--- Start ---
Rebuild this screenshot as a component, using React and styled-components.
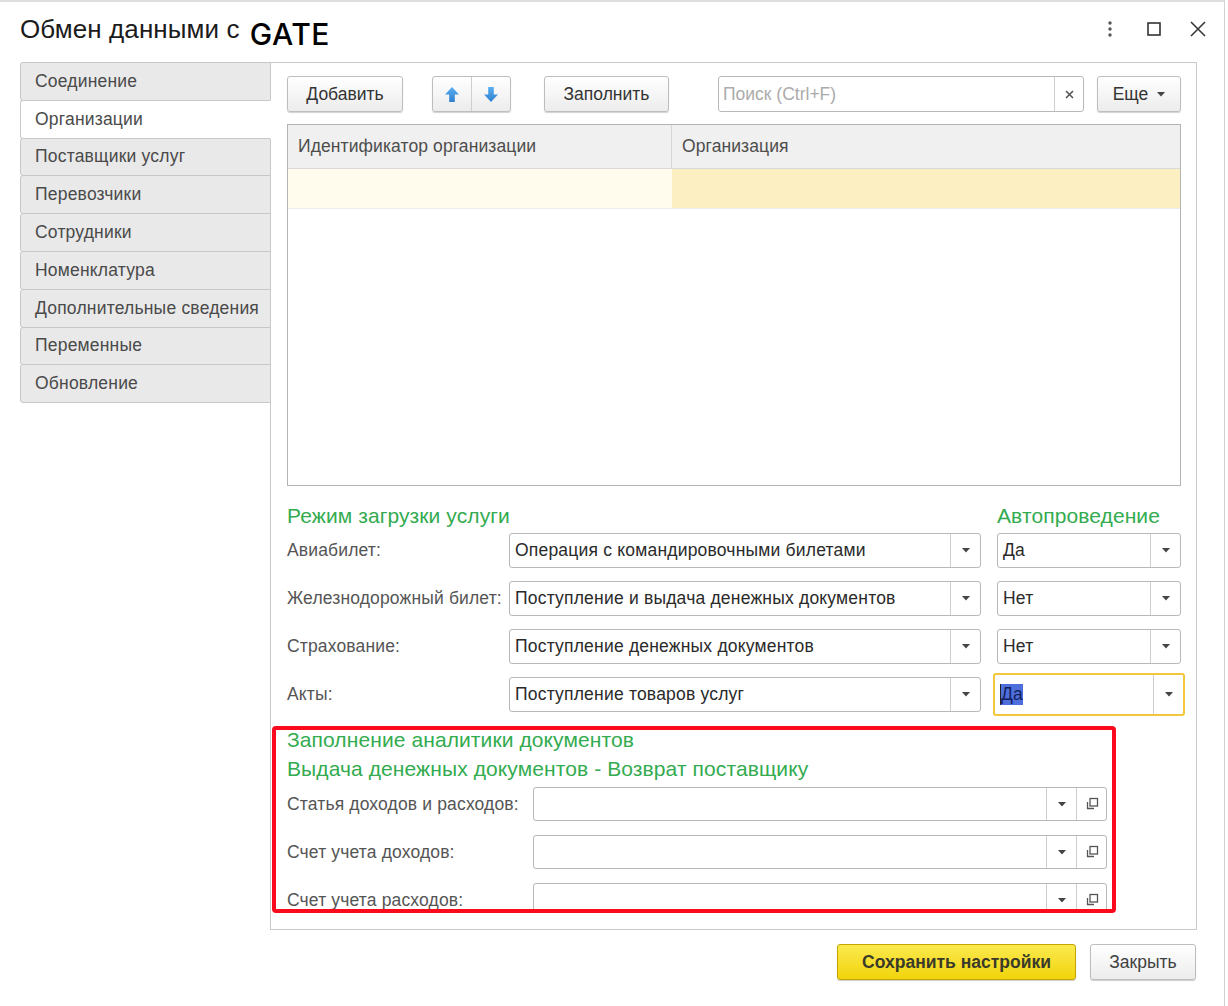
import React from 'react';
import styled, { createGlobalStyle, css } from 'styled-components';

const Global = createGlobalStyle`
  html, body { margin: 0; padding: 0; background: #fff; }
  body { font-family: "Liberation Sans", Arial, sans-serif; color: #333; }
  * { box-sizing: border-box; }
`;

const GREEN = '#33ab4f';

const Window = styled.div`
  width: 1225px;
  height: 1006px;
  background: #fff;
  border-top: 2px solid #dedede;
  border-right: 1px solid #d2d2d2;
  overflow: hidden;
`;

const Header = styled.div`
  display: flex;
  align-items: center;
  height: 54px;
  padding: 0 4px 0 20px;
`;

const Title = styled.h1`
  margin: 0;
  display: flex;
  align-items: center;
  gap: 10px;
  font-weight: normal;
  font-size: 26px;
  letter-spacing: 0.1px;
  color: #1b1b1b;
`;

const Brand = styled.span`
  font-family: Inter, "Liberation Sans", sans-serif;
  font-weight: 500;
  font-size: 30px;
  letter-spacing: 0.6px;
  color: #000;
  margin-top: 10px;
`;

const Controls = styled.div`
  margin-left: auto;
  display: flex;
  align-items: center;
`;

const ControlButton = styled.div`
  width: 44px;
  height: 30px;
  display: flex;
  align-items: center;
  justify-content: center;
`;

const Body = styled.div`
  display: flex;
  align-items: flex-start;
  padding: 6px 0 0 20px;
`;

const Tabs = styled.div`
  width: 250px;
  display: flex;
  flex-direction: column;
`;

const Tab = styled.div`
  position: relative;
  height: 38.8px;
  margin-right: -1px;
  margin-top: -1px;
  &:first-child { margin-top: 0; }
  padding-left: 14px;
  display: flex;
  align-items: center;
  font-size: 17.5px;
  letter-spacing: 0.2px;
  color: #4a4a4a;
  background: #e9e9e9;
  border: 1px solid #c8c8c8;
  border-radius: 3px 0 0 3px;
  white-space: nowrap;
  ${p => p.$active && css`
    background: #fff;
    border-right-color: #fff;
    z-index: 1;
  `}
`;

const Panel = styled.div`
  width: 927px;
  height: 868px;
  border: 1px solid #c9c9c9;
  padding: 13px 15px 0 16px;
  display: flex;
  flex-direction: column;
`;

const Toolbar = styled.div`
  display: flex;
  align-items: center;
  height: 36px;
`;

const ToolButton = styled.div`
  height: 36px;
  width: ${p => p.$w}px;
  margin-left: ${p => p.$ml || 0}px;
  display: flex;
  align-items: center;
  justify-content: center;
  gap: 9px;
  font-size: 17.5px;
  color: #333;
  background: linear-gradient(#ffffff, #ececec);
  border: 1px solid #bdbdbd;
  border-radius: 3px;
  box-shadow: 0 1px 1px rgba(0, 0, 0, 0.18);
`;

const ButtonGroup = styled.div`
  height: 36px;
  width: ${p => p.$w}px;
  margin-left: ${p => p.$ml || 0}px;
  display: flex;
  background: linear-gradient(#ffffff, #ececec);
  border: 1px solid #bdbdbd;
  border-radius: 3px;
  box-shadow: 0 1px 1px rgba(0, 0, 0, 0.18);
`;

const GroupPart = styled.div`
  flex: 1;
  display: flex;
  align-items: center;
  justify-content: center;
  & + & { border-left: 1px solid #cfcfcf; }
`;

const Search = styled.div`
  margin-left: auto;
  width: 366px;
  height: 36px;
  display: flex;
  border: 1px solid #b8b8b8;
  border-radius: 3px;
  background: #fff;
`;

const SearchText = styled.div`
  flex: 1;
  display: flex;
  align-items: center;
  padding-left: 4px;
  font-size: 17.5px;
  color: #ababab;
`;

const SearchClear = styled.div`
  width: 29px;
  border-left: 1px solid #cfcfcf;
  display: flex;
  align-items: center;
  justify-content: center;
`;

const Table = styled.div`
  margin-top: 12px;
  height: 362px;
  border: 1px solid #b3b3b3;
  background: #fff;
`;

const TableRow = styled.div`
  display: grid;
  grid-template-columns: 384px 1fr;
  height: ${p => (p.$head ? 44 : 40)}px;
  border-bottom: 1px solid ${p => (p.$head ? '#d9d9d9' : '#ececec')};
`;

const HeadCell = styled.div`
  background: #f0f0f0;
  display: flex;
  align-items: center;
  padding-left: 10px;
  font-size: 17.5px;
  letter-spacing: 0.1px;
  color: #4d4d4d;
  &:first-child { border-right: 1px solid #d6d6d6; }
`;

const Cell = styled.div`
  background: ${p => p.$bg};
`;

const FormGrid = styled.div`
  display: grid;
  grid-template-columns: ${p => p.$cols};
  column-gap: ${p => p.$gap || 0}px;
  row-gap: ${p => p.$rowGap || 0}px;
  margin-top: ${p => p.$mt || 0}px;
  align-items: center;
`;

const GroupTitle = styled.div`
  font-size: 21px;
  letter-spacing: 0.1px;
  line-height: ${p => p.$lh || 26}px;
  color: ${GREEN};
  white-space: nowrap;
  margin-top: ${p => p.$mt || 0}px;
  grid-column: ${p => p.$span || 'auto'};
`;

const Label = styled.div`
  font-size: 17.5px;
  letter-spacing: 0.15px;
  color: #555;
  white-space: nowrap;
`;

const Field = styled.div`
  height: ${p => p.$h || 35}px;
  display: flex;
  background: #fff;
  border: 1px solid #b8b8b8;
  border-radius: 3px;
  ${p => p.$focused && css`
    border: 2px solid #f3c63c;
    margin: -4px;
    height: ${(p.$h || 35) + 8}px;
  `}
`;

const FieldValue = styled.div`
  flex: 1;
  display: flex;
  align-items: center;
  padding-left: 5px;
  font-size: 17.5px;
  letter-spacing: 0.2px;
  color: #2a2a2a;
  white-space: nowrap;
  overflow: hidden;
`;

const Selected = styled.span`
  background: #4e6fdb;
  color: #13205e;
  border-left: 1.5px solid #222;
`;

const FieldButton = styled.div`
  width: 30px;
  flex: none;
  border-left: 1px solid #cdcdcd;
  display: flex;
  align-items: center;
  justify-content: center;
`;

const RedBox = styled.div`
  margin: 14px 0 0 -15px;
  width: 844px;
  height: 187px;
  border: 4px solid #fb0a1e;
  border-radius: 4px;
  padding-left: 11px;
  overflow: hidden;
`;

const Footer = styled.div`
  display: flex;
  justify-content: flex-end;
  margin-top: 14px;
  padding-right: 28px;
  gap: 14px;
`;

const DialogButton = styled.div`
  height: 36px;
  width: ${p => p.$w}px;
  display: flex;
  align-items: center;
  justify-content: center;
  font-size: 17.5px;
  color: #404040;
  border-radius: 3px;
  border: 1px solid #bdbdbd;
  background: linear-gradient(#ffffff, #ececec);
  box-shadow: 0 1px 1px rgba(0, 0, 0, 0.2);
  ${p => p.$primary && css`
    font-weight: bold;
    color: #3a3a2a;
    border-color: #c4a400;
    background: linear-gradient(#fbe94e, #f1d40c);
  `}
`;

const Caret = () => (
  <svg width="8" height="5" viewBox="0 0 8 5"><path d="M0 0 H8 L4 4.5 Z" fill="#444" /></svg>
);

const Arrow = ({ down }) => (
  <svg width="16" height="17" viewBox="0 0 16 17" style={down ? { transform: 'rotate(180deg)' } : undefined}>
    <defs>
      <linearGradient id={down ? 'ad' : 'au'} x1="0" y1="0" x2="0" y2="1">
        <stop offset="0" stopColor={down ? '#2f7fd0' : '#5ab0f0'} />
        <stop offset="1" stopColor={down ? '#5ab0f0' : '#2f7fd0'} />
      </linearGradient>
    </defs>
    <path d="M8 1 L15 8.5 H10.8 V16 H5.2 V8.5 H1 Z" fill={`url(#${down ? 'ad' : 'au'})`} />
  </svg>
);

const OpenIcon = () => (
  <svg width="14" height="14" viewBox="0 0 14 14" fill="none" stroke="#555" strokeWidth="1.3">
    <rect x="5" y="1.5" width="7.5" height="7.5" />
    <path d="M2.5 5 V11.5 H9" />
  </svg>
);

const tabs = [
  'Соединение', 'Организации', 'Поставщики услуг', 'Перевозчики', 'Сотрудники',
  'Номенклатура', 'Дополнительные сведения', 'Переменные', 'Обновление',
];

const modes = [
  ['Авиабилет:', 'Операция с командировочными билетами', 'Да'],
  ['Железнодорожный билет:', 'Поступление и выдача денежных документов', 'Нет'],
  ['Страхование:', 'Поступление денежных документов', 'Нет'],
  ['Акты:', 'Поступление товаров услуг', 'Да', true],
];

const analytics = ['Статья доходов и расходов:', 'Счет учета доходов:', 'Счет учета расходов:'];

export default function App() {
  return (
    <>
      <Global />
      <Window>
        <Header>
          <Title>Обмен данными с <Brand>GATE</Brand></Title>
          <Controls>
            <ControlButton>
              <svg width="6" height="18" viewBox="0 0 6 18"><circle cx="3" cy="3" r="1.7" fill="#555" /><circle cx="3" cy="9" r="1.7" fill="#555" /><circle cx="3" cy="15" r="1.7" fill="#555" /></svg>
            </ControlButton>
            <ControlButton>
              <svg width="14" height="14" viewBox="0 0 14 14"><rect x="1" y="1" width="12" height="12" fill="none" stroke="#333" strokeWidth="1.6" /></svg>
            </ControlButton>
            <ControlButton>
              <svg width="16" height="16" viewBox="0 0 16 16"><path d="M1 1 L15 15 M15 1 L1 15" stroke="#333" strokeWidth="1.5" /></svg>
            </ControlButton>
          </Controls>
        </Header>
        <Body>
          <Tabs>
            {tabs.map((t, i) => <Tab key={t} $active={i === 1}>{t}</Tab>)}
          </Tabs>
          <Panel>
            <Toolbar>
              <ToolButton $w={116}>Добавить</ToolButton>
              <ButtonGroup $w={79} $ml={29}>
                <GroupPart><Arrow /></GroupPart>
                <GroupPart><Arrow down /></GroupPart>
              </ButtonGroup>
              <ToolButton $w={125} $ml={33}>Заполнить</ToolButton>
              <Search>
                <SearchText>Поиск (Ctrl+F)</SearchText>
                <SearchClear>
                  <svg width="9" height="9" viewBox="0 0 9 9"><path d="M1 1 L8 8 M8 1 L1 8" stroke="#555" strokeWidth="1.6" /></svg>
                </SearchClear>
              </Search>
              <ToolButton $w={84} $ml={13}>Еще <Caret /></ToolButton>
            </Toolbar>
            <Table>
              <TableRow $head>
                <HeadCell>Идентификатор организации</HeadCell>
                <HeadCell>Организация</HeadCell>
              </TableRow>
              <TableRow>
                <Cell $bg="#fffcee" />
                <Cell $bg="#fcf0c3" />
              </TableRow>
            </Table>
            <FormGrid $cols="206px 472px 184px" $gap={16} $mt={17}>
              <GroupTitle $span="1 / 3">Режим загрузки услуги</GroupTitle>
              <GroupTitle>Автопроведение</GroupTitle>
            </FormGrid>
            <FormGrid $cols="206px 472px 184px" $gap={16} $rowGap={13} $mt={4}>
              {modes.map(([label, value, auto, focused]) => (
                <React.Fragment key={label}>
                  <Label>{label}</Label>
                  <Field>
                    <FieldValue>{value}</FieldValue>
                    <FieldButton><Caret /></FieldButton>
                  </Field>
                  <Field $focused={focused}>
                    <FieldValue>{focused ? <Selected>{auto}</Selected> : auto}</FieldValue>
                    <FieldButton><Caret /></FieldButton>
                  </Field>
                </React.Fragment>
              ))}
            </FormGrid>
            <RedBox>
              <GroupTitle $lh={20}>Заполнение аналитики документов</GroupTitle>
              <GroupTitle $lh={20} $mt={9}>Выдача денежных документов - Возврат поставщику</GroupTitle>
              <FormGrid $cols="246px 574px" $rowGap={14} $mt={8}>
                {analytics.map(label => (
                  <React.Fragment key={label}>
                    <Label>{label}</Label>
                    <Field $h={34}>
                      <FieldValue />
                      <FieldButton><Caret /></FieldButton>
                      <FieldButton><OpenIcon /></FieldButton>
                    </Field>
                  </React.Fragment>
                ))}
              </FormGrid>
            </RedBox>
          </Panel>
        </Body>
        <Footer>
          <DialogButton $w={239} $primary>Сохранить настройки</DialogButton>
          <DialogButton $w={106}>Закрыть</DialogButton>
        </Footer>
      </Window>
    </>
  );
}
--- End ---
#### WHAT TO PRODUCE
With the pictures left out, restate word for word every line of the data above, from the first down to the line that contains "const GREEN = '#33ab4f';".

#### FULL OUTPUT
Rebuild this screenshot as a component, using React and styled-components.
import React from 'react';
import styled, { createGlobalStyle, css } from 'styled-components';

const Global = createGlobalStyle`
  html, body { margin: 0; padding: 0; background: #fff; }
  body { font-family: "Liberation Sans", Arial, sans-serif; color: #333; }
  * { box-sizing: border-box; }
`;

const GREEN = '#33ab4f';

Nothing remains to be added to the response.